TASK DIRECTIONS - Please work out how many lines in the material contain "document" and give only that figure.

>> BEGIN SOURCE MATERIAL

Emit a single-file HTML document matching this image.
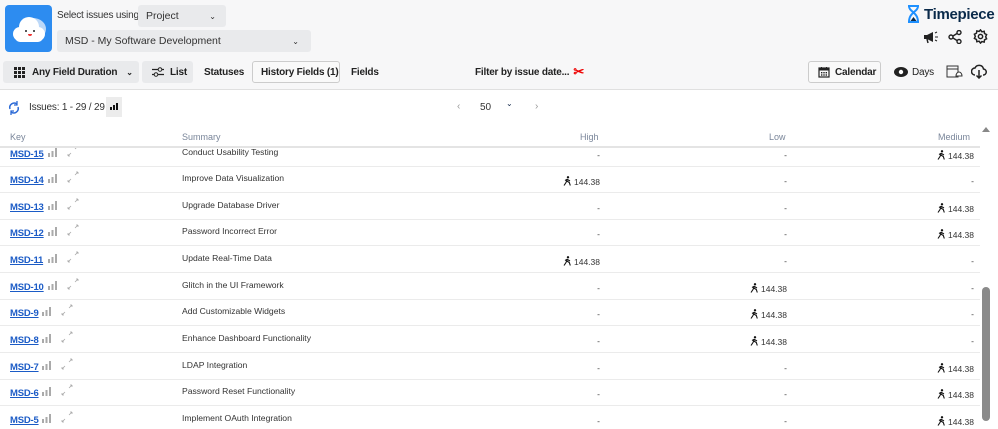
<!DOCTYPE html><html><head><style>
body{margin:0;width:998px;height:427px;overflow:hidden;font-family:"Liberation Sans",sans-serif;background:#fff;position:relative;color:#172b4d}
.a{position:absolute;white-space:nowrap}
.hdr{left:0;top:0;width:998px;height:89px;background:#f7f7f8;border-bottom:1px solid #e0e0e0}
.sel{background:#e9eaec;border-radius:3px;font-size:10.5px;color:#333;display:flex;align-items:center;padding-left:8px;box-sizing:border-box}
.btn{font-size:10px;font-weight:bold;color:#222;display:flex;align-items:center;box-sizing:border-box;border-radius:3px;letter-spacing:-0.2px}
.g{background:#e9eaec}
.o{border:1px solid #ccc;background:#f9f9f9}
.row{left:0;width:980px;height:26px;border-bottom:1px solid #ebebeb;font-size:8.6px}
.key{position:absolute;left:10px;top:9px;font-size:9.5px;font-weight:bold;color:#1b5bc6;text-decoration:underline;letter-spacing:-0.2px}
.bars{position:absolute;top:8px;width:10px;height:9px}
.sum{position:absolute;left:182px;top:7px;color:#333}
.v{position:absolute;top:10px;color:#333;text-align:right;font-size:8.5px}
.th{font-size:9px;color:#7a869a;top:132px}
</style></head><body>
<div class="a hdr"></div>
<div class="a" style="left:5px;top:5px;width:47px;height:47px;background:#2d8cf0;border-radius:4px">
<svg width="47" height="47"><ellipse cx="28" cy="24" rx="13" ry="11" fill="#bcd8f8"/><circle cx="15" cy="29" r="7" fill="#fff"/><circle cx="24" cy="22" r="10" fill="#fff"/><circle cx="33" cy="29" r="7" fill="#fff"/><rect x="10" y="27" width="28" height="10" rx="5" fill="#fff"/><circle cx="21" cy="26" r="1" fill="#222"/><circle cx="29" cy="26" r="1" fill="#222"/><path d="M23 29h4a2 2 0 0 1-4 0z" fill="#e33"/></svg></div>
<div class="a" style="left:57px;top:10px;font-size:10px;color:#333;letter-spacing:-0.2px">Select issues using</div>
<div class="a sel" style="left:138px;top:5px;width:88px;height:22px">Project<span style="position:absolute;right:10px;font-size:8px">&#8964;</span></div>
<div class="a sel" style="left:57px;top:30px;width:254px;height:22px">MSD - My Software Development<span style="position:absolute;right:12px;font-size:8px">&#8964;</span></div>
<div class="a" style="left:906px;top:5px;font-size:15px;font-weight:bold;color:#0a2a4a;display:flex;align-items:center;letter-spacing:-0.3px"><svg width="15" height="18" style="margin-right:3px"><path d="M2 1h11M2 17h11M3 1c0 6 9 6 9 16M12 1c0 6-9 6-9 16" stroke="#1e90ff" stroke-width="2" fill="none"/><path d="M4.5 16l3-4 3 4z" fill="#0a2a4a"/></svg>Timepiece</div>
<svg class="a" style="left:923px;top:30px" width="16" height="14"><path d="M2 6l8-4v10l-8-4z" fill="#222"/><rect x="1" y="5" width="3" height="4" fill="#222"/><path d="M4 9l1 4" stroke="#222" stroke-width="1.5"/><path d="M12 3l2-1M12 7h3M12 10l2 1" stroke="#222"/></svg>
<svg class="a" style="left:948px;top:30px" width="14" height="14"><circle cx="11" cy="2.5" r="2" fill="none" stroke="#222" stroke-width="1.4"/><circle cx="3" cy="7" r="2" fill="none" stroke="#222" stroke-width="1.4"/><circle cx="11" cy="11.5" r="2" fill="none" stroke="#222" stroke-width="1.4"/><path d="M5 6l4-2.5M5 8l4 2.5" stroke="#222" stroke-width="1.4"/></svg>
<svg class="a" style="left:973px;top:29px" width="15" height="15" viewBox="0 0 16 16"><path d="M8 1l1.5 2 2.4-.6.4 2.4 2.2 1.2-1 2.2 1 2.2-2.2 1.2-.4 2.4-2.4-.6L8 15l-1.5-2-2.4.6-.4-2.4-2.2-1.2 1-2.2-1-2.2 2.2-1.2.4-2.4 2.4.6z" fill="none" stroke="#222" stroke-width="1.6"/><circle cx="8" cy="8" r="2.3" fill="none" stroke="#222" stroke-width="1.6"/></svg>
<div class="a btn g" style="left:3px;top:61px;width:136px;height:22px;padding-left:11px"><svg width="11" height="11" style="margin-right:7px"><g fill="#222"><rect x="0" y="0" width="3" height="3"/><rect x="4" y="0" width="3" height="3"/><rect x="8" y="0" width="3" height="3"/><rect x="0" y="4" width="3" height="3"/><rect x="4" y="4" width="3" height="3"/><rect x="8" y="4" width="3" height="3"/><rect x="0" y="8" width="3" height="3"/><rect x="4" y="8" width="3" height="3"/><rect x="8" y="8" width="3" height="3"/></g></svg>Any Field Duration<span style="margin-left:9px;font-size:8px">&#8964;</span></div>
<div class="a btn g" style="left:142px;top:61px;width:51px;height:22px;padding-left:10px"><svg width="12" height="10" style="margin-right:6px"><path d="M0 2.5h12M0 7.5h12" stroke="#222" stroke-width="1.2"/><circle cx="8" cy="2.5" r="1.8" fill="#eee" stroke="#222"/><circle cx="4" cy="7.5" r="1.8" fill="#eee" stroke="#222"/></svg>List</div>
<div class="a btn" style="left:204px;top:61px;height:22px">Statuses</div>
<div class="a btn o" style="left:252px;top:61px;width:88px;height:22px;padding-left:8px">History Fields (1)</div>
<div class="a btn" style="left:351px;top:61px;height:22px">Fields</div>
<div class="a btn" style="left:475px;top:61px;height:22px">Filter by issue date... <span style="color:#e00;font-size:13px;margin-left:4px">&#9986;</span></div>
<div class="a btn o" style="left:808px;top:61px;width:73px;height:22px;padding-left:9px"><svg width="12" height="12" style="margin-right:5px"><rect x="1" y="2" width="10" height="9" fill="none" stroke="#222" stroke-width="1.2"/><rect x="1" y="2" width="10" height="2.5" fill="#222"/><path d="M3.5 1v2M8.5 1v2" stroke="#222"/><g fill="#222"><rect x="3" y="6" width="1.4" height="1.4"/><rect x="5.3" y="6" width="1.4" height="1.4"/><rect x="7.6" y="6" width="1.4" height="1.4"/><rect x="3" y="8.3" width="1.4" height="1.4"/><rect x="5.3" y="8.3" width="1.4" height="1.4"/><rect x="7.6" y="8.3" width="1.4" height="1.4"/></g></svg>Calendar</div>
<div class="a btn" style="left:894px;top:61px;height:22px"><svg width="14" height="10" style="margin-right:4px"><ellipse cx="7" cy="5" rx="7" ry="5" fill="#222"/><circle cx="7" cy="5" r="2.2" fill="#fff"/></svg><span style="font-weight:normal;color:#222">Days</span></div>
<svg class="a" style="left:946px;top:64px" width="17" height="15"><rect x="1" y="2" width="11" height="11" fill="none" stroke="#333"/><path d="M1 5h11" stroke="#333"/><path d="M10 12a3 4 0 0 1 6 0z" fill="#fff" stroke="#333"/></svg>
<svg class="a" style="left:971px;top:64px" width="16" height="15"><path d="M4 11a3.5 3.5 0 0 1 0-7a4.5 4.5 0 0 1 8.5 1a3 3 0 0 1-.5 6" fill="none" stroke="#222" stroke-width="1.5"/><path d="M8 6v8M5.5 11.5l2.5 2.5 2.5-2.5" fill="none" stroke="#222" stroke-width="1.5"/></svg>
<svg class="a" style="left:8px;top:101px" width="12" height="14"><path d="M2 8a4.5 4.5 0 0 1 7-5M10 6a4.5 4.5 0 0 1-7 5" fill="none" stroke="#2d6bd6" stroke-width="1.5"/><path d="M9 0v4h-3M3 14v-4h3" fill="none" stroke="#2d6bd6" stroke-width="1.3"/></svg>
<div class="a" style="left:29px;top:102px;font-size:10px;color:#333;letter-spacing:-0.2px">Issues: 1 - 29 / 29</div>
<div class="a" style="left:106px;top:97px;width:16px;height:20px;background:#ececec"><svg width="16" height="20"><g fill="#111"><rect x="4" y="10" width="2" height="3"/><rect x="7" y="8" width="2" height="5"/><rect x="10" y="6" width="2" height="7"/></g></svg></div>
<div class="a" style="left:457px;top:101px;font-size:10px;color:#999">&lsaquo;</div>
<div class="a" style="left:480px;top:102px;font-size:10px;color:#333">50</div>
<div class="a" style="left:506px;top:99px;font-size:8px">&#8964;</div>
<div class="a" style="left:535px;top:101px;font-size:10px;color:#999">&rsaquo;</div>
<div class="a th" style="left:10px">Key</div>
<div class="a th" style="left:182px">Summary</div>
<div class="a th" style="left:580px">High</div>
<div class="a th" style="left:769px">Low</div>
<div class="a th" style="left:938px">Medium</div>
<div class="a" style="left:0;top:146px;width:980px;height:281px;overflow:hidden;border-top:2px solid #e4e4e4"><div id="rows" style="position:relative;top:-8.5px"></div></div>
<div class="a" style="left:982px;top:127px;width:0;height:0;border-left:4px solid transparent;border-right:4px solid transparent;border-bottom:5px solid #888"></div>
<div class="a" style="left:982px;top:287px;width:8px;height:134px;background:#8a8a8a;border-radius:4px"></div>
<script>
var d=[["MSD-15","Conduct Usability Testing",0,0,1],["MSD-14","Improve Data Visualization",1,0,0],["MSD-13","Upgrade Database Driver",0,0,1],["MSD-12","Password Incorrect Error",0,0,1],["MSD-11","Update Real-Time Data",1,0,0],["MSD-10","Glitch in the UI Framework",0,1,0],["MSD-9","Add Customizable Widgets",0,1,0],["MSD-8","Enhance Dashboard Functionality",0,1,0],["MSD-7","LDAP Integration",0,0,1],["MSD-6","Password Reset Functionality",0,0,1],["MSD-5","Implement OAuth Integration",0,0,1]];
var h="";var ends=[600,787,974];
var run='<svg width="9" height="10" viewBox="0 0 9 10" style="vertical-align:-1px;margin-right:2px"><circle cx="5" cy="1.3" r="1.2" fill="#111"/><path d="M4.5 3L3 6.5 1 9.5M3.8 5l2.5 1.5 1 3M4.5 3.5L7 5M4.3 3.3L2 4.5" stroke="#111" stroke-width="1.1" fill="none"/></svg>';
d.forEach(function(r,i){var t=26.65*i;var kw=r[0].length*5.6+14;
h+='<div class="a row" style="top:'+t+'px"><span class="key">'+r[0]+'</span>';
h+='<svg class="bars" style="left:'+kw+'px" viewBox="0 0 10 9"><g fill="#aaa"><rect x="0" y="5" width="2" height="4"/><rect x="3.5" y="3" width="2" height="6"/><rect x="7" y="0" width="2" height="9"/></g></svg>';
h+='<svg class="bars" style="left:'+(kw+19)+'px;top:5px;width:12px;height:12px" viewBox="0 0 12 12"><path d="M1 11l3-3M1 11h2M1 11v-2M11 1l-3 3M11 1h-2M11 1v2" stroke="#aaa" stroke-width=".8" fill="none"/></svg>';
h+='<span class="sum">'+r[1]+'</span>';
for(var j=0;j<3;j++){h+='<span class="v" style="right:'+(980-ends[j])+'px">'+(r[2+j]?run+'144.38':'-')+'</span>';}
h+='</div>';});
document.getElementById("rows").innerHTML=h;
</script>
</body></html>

>> END SOURCE MATERIAL

ANSWER TO THE TASK - 2